Third, this ruling has brought out many who believe that homosexuality is not a problem, and I’m not talking about pagans. Self-professed Christians by the droves are applauding it. I have had more than one solid sister or brother in the faith marvel at the number of people who say they are in the faith but exalted a different Jesus and a different Gospel when the Supreme Court decision was handed down. Those who are not with Jesus are scattering for sure.

An aerial photograph showing opposing trenches
and no man’s land between, during World War I. Wikipedia

Fourth, the Birmingham church ready to marry gays by a married, gay pastor. The true church will shrink, become invisible in all the hullaballoo of false “churches” making much of this lifestyle. A cultural Christianity represented in the Birmingham church will take over and surround the true church. The Birmingham church will be seen as the real church of Jesus Christ, (blasphemously).

The true church is not in danger, mind you, I’m not saying that. But the cultural churches like the one in Birmingham will become visible, and if the the true church is seen at all, it will be seen as outdated at the least, and dangerous at the most. The timid pastors unwilling to stand for the faith will become absorbed in the flow, which yesterday became tsunami force. Fearing their position, or their paycheck, or their liberal deacons, or the neighborhood…they will change their position and weaken. Many churches will become like the Birmingham church, sadly. If it only took satan 20 years to fully change America’s position on homosexuality so that the highest court in the land would nationalize perversity. What hay do you think satan can make of false churches now that the pendulum has swung so far?

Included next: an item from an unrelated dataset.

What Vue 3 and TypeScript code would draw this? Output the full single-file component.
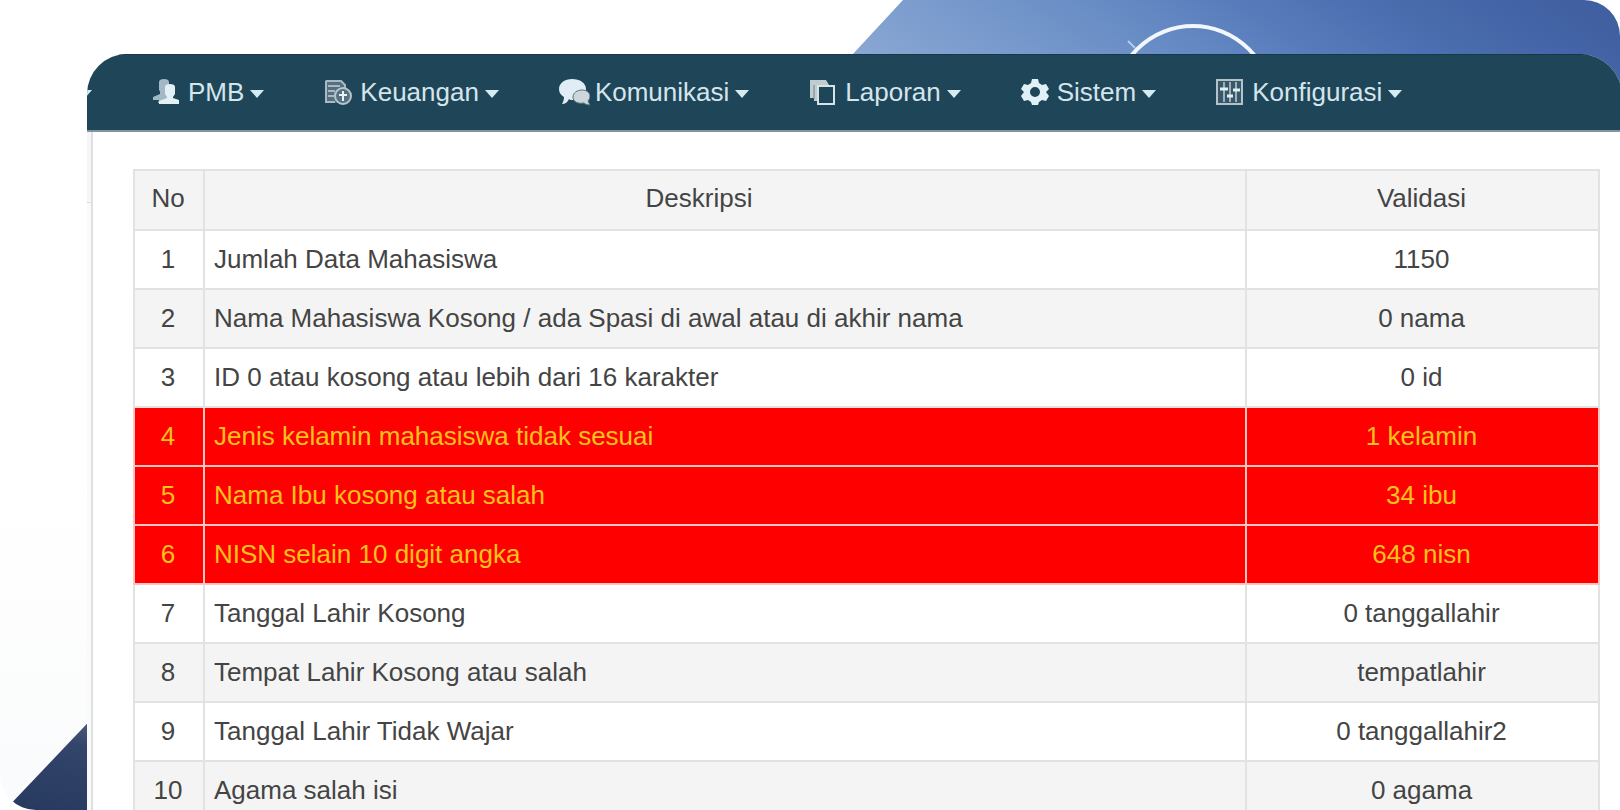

Whoever is not with me is against me, and whoever does not gather with me scatters. (Matthew 12:30)

Gill’s Exposition on Matthew 12:30,

and he that gathereth not with me, scattereth: Christ is the good shepherd, that gathers his sheep to himself, and into his fold, by the external ministry of the word, and internal efficacy of his grace; Satan is the wolf, that catches and scatters the sheep, and seeks to kill and destroy them: and since there is such an open war proclaimed and carried on between Christ and the devil, none ought to be neutral; whoever is not on the side of Christ, is reckoned as an enemy; and whoever is not concerned by prayer or preaching, or other means to gather souls to his word and ordinances, and to his church, and to himself, is deemed by him a scatterer of them.

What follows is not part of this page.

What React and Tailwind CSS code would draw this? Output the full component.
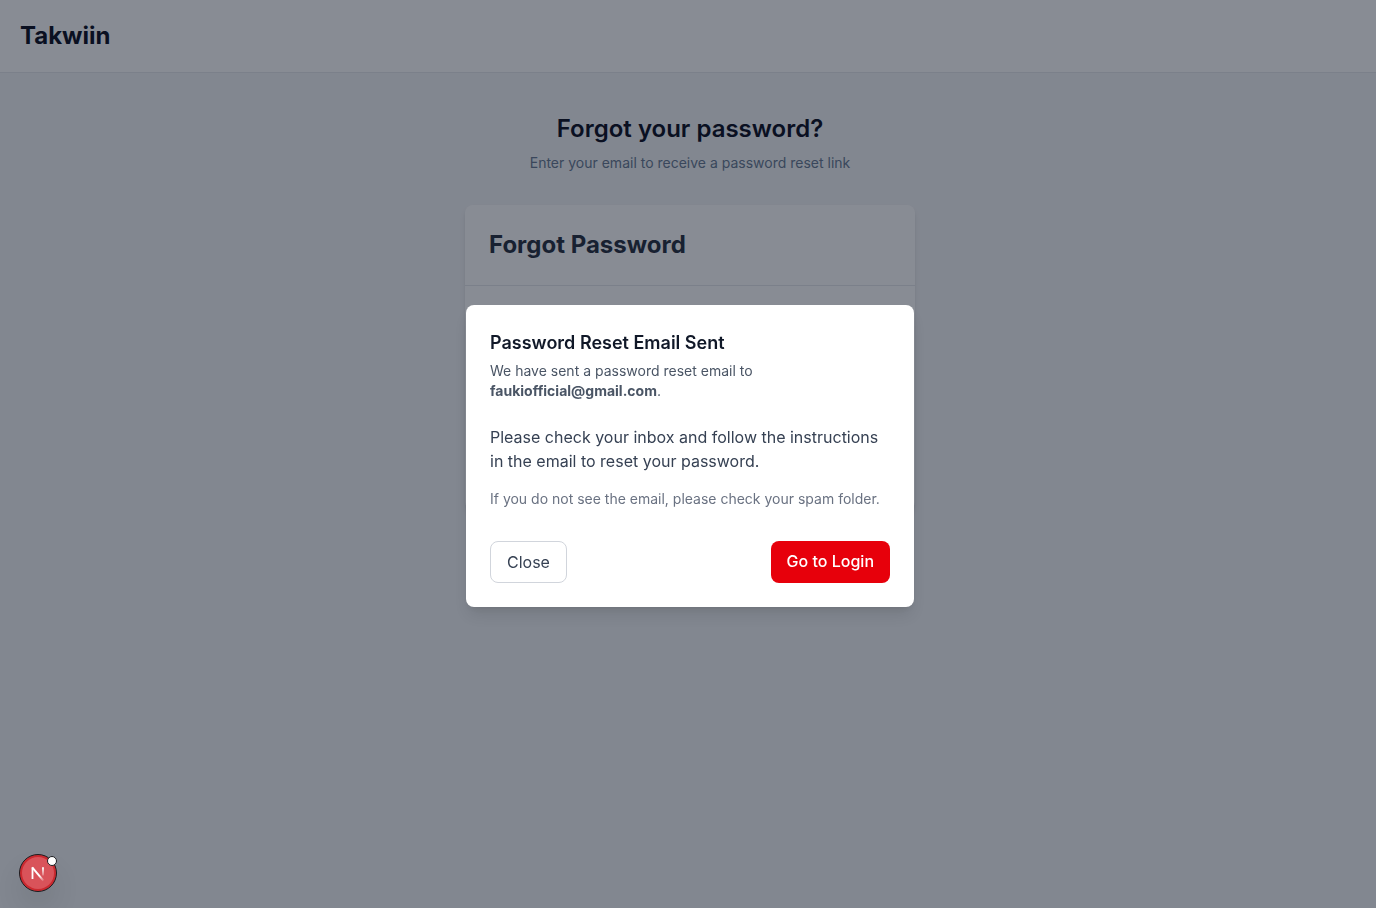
import React from "react";

function DevBadge() {
  return (
    <button
      type="button"
      aria-label="Open developer tools"
      className="fixed bottom-4 left-[19px] size-[38px] rounded-full shadow-[0_16px_32px_-8px_rgba(0,0,0,0.24)]"
    >
      <svg viewBox="0 0 38 38" className="size-[38px] overflow-visible" fill="none">
        <circle cx="19" cy="19" r="18.5" fill="#ca2a30" stroke="#1c1c1f" />
        <circle cx="19" cy="19" r="16" fill="#d9535a" />
        <path d="M13.5 25V13.4" stroke="#fff" strokeWidth="1.8" />
        <path d="M13.2 13.4L24.4 26.6" stroke="url(#diag)" strokeWidth="2" />
        <path d="M24 13.2V21.5" stroke="url(#stem)" strokeWidth="1.8" />
        <circle cx="33" cy="7" r="4.5" fill="#fff" stroke="#1c1c1f" />
        <defs>
          <linearGradient id="diag" x1="13" y1="13" x2="24.4" y2="26.6" gradientUnits="userSpaceOnUse">
            <stop offset="0.65" stopColor="#fff" />
            <stop offset="1" stopColor="#fff" stopOpacity="0.15" />
          </linearGradient>
          <linearGradient id="stem" x1="24" y1="14" x2="24" y2="24" gradientUnits="userSpaceOnUse">
            <stop stopColor="#fff" />
            <stop offset="1" stopColor="#fff" stopOpacity="0" />
          </linearGradient>
        </defs>
      </svg>
    </button>
  );
}

function ResetDialog() {
  return (
    <div className="fixed inset-0 flex items-center justify-center bg-[#121a29]/50 pt-1 pl-1">
      <section
        role="dialog"
        aria-modal="true"
        aria-labelledby="dialog-title"
        className="w-full max-w-md rounded-lg bg-white p-6 shadow-lg"
      >
        <h2 id="dialog-title" className="text-lg leading-7 font-semibold text-gray-900">
          Password Reset Email Sent
        </h2>
        <p className="mt-1 text-sm text-gray-600">
          We have sent a password reset email to{" "}
          <strong className="block font-bold">
            faukiofficial@gmail.com<span className="font-normal">.</span>
          </strong>
        </p>
        <p className="mt-6 text-base text-gray-700">
          Please check your inbox and follow the instructions in the email to reset your password.
        </p>
        <p className="mt-4 text-sm text-gray-500">
          If you do not see the email, please check your spam folder.
        </p>
        <div className="mt-8 flex justify-between">
          <button type="button" className="rounded-lg border border-gray-300 px-4 py-2 text-base text-gray-700">
            Close
          </button>
          <a href="#login" className="rounded-lg bg-red-600 px-4 py-2 text-base font-medium text-white">
            Go to Login
          </a>
        </div>
      </section>
    </div>
  );
}

export default function App() {
  return (
    <div className="min-h-screen bg-gray-100 font-['Inter',sans-serif] text-slate-950">
      <header className="border-b border-gray-200 bg-white px-5 py-5">
        <a href="#home" className="block text-2xl font-bold">Takwiin</a>
      </header>
      <main className="flex flex-col items-center pt-10 pl-1">
        <h1 className="text-2xl font-semibold">Forgot your password?</h1>
        <p className="mt-2 text-sm text-slate-500">Enter your email to receive a password reset link</p>
        <section className="mt-8 w-full max-w-[450px] rounded-lg bg-white shadow-md">
          <h2 className="border-b border-gray-200 p-6 text-2xl font-bold text-gray-800">Forgot Password</h2>
          <div className="h-56" />
        </section>
      </main>
      <ResetDialog />
      <DevBadge />
    </div>
  );
}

There is no middle ground. There is no No Man’s Land where no trench is dug from one side or the other. A person is either in one trench, or the other. Even those who declare their neutrality are actually with satan because they are not overtly with Jesus, as the Matthew 12:30 verse reminds us.

My advice is:

  • To remain prayerfully vigilant, in prayer, by praying. Do you see the theme? Pray! Our connection in Jesus is our strength, His strength, energized by prayer.
  • Prepare to have your views challenged and be ready to answer all with a meek but firm response. 1 Peter 3:15 REALLY comes into play now more than ever.
  • Thus, read the Bible. If you have been woefully neglectful of late, stop it. Soldiers do not ignore orders, policemen do not neglect what their Captain tells them. Jesus is our Commander-in-Chief. His battle plan IS the Bible. Neglect it no longer.
  • Believe the spiritual battle is real. Believe you are a target.

Simon, Simon, behold, Satan has demanded permission to sift you like wheat; 32but I have prayed for you, that your faith may not fail; and you, when once you have turned again, strengthen your brothers.” (Luke 22:31-32).

Did you catch that? ‘when you have turned again’. Jesus was predicting Peter’s denial and restoration. Blessedly, our enemy’s plans are also in Jehovah-Nissi’s Bible! We are not unaware of satan’s schemes. (2 Corinthians 2:11)

  • Therefore pray for each other that our faith may not fail when put to the test.

God is faithful, who has called you into fellowship with his Son, Jesus Christ our Lord. (1 Corinthians 1:9)

—————————————
Further Reading:

The faithful in the Lord’s warfare–

The LORD is our Banner, Jehovah Nissi, a study by Alexander MacLaren

Precept Austin: The LORD is our Banner, an inductive study of Exodus 17:8-16. (Scroll down a bit)

Focus on the Family: Prayer and the Spiritual Battle

GotQuestions: What does the Bible say about spiritual warfare?

Posted in encouragement, gay marriage, homosexual, judgment, lot, sodom, supreme court

Take comfort: God knows how to rescue the Godly from trials

The Destruction of Sodom and Gomorrah, John Martin, 1852.

if by turning the cities of Sodom and Gomorrah to ashes he condemned them to extinction, making them an example of what is going to happen to the ungodly; 7and if he rescued righteous Lot, greatly distressed by the sensual conduct of the wicked 8(for as that righteous man lived among them day after day, he was tormenting his righteous soul over their lawless deeds that he saw and heard); 9then the Lord knows how to rescue the godly from trials, and to keep the unrighteous under punishment until the day of judgment, 10and especially those who indulge in the lust of defiling passion and despise authority. (2 Peter 2:6-10).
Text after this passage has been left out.